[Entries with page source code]
-- begin --
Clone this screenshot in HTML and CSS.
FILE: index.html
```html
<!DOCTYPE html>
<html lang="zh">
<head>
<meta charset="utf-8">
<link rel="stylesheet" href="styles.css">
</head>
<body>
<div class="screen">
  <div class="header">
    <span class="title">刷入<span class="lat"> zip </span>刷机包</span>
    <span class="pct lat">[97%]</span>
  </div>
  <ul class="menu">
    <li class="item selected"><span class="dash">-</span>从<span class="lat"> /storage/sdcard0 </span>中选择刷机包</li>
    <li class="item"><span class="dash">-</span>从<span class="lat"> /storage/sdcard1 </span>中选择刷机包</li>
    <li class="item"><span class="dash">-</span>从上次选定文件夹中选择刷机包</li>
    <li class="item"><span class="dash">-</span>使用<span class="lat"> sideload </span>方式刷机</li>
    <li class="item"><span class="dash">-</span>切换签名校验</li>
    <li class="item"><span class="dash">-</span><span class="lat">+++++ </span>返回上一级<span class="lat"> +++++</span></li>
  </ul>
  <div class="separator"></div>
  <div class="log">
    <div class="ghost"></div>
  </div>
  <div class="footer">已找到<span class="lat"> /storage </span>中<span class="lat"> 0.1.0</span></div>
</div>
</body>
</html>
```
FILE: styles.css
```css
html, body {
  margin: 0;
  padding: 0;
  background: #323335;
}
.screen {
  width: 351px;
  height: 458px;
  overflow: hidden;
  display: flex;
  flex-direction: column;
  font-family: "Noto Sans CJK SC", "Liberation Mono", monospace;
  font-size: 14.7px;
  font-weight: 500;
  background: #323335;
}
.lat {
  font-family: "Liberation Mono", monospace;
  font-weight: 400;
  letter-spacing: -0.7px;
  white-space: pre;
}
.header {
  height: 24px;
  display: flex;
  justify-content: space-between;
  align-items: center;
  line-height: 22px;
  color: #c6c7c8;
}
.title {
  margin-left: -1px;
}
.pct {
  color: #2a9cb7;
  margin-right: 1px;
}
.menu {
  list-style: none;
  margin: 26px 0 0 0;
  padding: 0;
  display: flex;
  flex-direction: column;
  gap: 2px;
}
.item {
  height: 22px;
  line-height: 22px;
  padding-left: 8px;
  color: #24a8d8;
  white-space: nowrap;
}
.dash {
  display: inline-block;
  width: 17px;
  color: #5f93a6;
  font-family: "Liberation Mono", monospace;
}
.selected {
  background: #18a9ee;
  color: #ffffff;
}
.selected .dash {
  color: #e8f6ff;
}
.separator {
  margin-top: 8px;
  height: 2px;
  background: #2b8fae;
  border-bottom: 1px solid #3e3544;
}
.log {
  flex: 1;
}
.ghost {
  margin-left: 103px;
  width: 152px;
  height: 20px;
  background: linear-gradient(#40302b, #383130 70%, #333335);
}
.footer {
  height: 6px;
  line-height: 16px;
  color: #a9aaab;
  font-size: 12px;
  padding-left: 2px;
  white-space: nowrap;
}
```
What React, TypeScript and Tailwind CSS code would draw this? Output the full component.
-- end --
**PROBLEM STATEMENT**
Take the entries above and copy them out exactly.

**CORRECT RESULT**
Clone this screenshot in HTML and CSS.
FILE: index.html
```html
<!DOCTYPE html>
<html lang="zh">
<head>
<meta charset="utf-8">
<link rel="stylesheet" href="styles.css">
</head>
<body>
<div class="screen">
  <div class="header">
    <span class="title">刷入<span class="lat"> zip </span>刷机包</span>
    <span class="pct lat">[97%]</span>
  </div>
  <ul class="menu">
    <li class="item selected"><span class="dash">-</span>从<span class="lat"> /storage/sdcard0 </span>中选择刷机包</li>
    <li class="item"><span class="dash">-</span>从<span class="lat"> /storage/sdcard1 </span>中选择刷机包</li>
    <li class="item"><span class="dash">-</span>从上次选定文件夹中选择刷机包</li>
    <li class="item"><span class="dash">-</span>使用<span class="lat"> sideload </span>方式刷机</li>
    <li class="item"><span class="dash">-</span>切换签名校验</li>
    <li class="item"><span class="dash">-</span><span class="lat">+++++ </span>返回上一级<span class="lat"> +++++</span></li>
  </ul>
  <div class="separator"></div>
  <div class="log">
    <div class="ghost"></div>
  </div>
  <div class="footer">已找到<span class="lat"> /storage </span>中<span class="lat"> 0.1.0</span></div>
</div>
</body>
</html>
```
FILE: styles.css
```css
html, body {
  margin: 0;
  padding: 0;
  background: #323335;
}
.screen {
  width: 351px;
  height: 458px;
  overflow: hidden;
  display: flex;
  flex-direction: column;
  font-family: "Noto Sans CJK SC", "Liberation Mono", monospace;
  font-size: 14.7px;
  font-weight: 500;
  background: #323335;
}
.lat {
  font-family: "Liberation Mono", monospace;
  font-weight: 400;
  letter-spacing: -0.7px;
  white-space: pre;
}
.header {
  height: 24px;
  display: flex;
  justify-content: space-between;
  align-items: center;
  line-height: 22px;
  color: #c6c7c8;
}
.title {
  margin-left: -1px;
}
.pct {
  color: #2a9cb7;
  margin-right: 1px;
}
.menu {
  list-style: none;
  margin: 26px 0 0 0;
  padding: 0;
  display: flex;
  flex-direction: column;
  gap: 2px;
}
.item {
  height: 22px;
  line-height: 22px;
  padding-left: 8px;
  color: #24a8d8;
  white-space: nowrap;
}
.dash {
  display: inline-block;
  width: 17px;
  color: #5f93a6;
  font-family: "Liberation Mono", monospace;
}
.selected {
  background: #18a9ee;
  color: #ffffff;
}
.selected .dash {
  color: #e8f6ff;
}
.separator {
  margin-top: 8px;
  height: 2px;
  background: #2b8fae;
  border-bottom: 1px solid #3e3544;
}
.log {
  flex: 1;
}
.ghost {
  margin-left: 103px;
  width: 152px;
  height: 20px;
  background: linear-gradient(#40302b, #383130 70%, #333335);
}
.footer {
  height: 6px;
  line-height: 16px;
  color: #a9aaab;
  font-size: 12px;
  padding-left: 2px;
  white-space: nowrap;
}
```
What React, TypeScript and Tailwind CSS code would draw this? Output the full component.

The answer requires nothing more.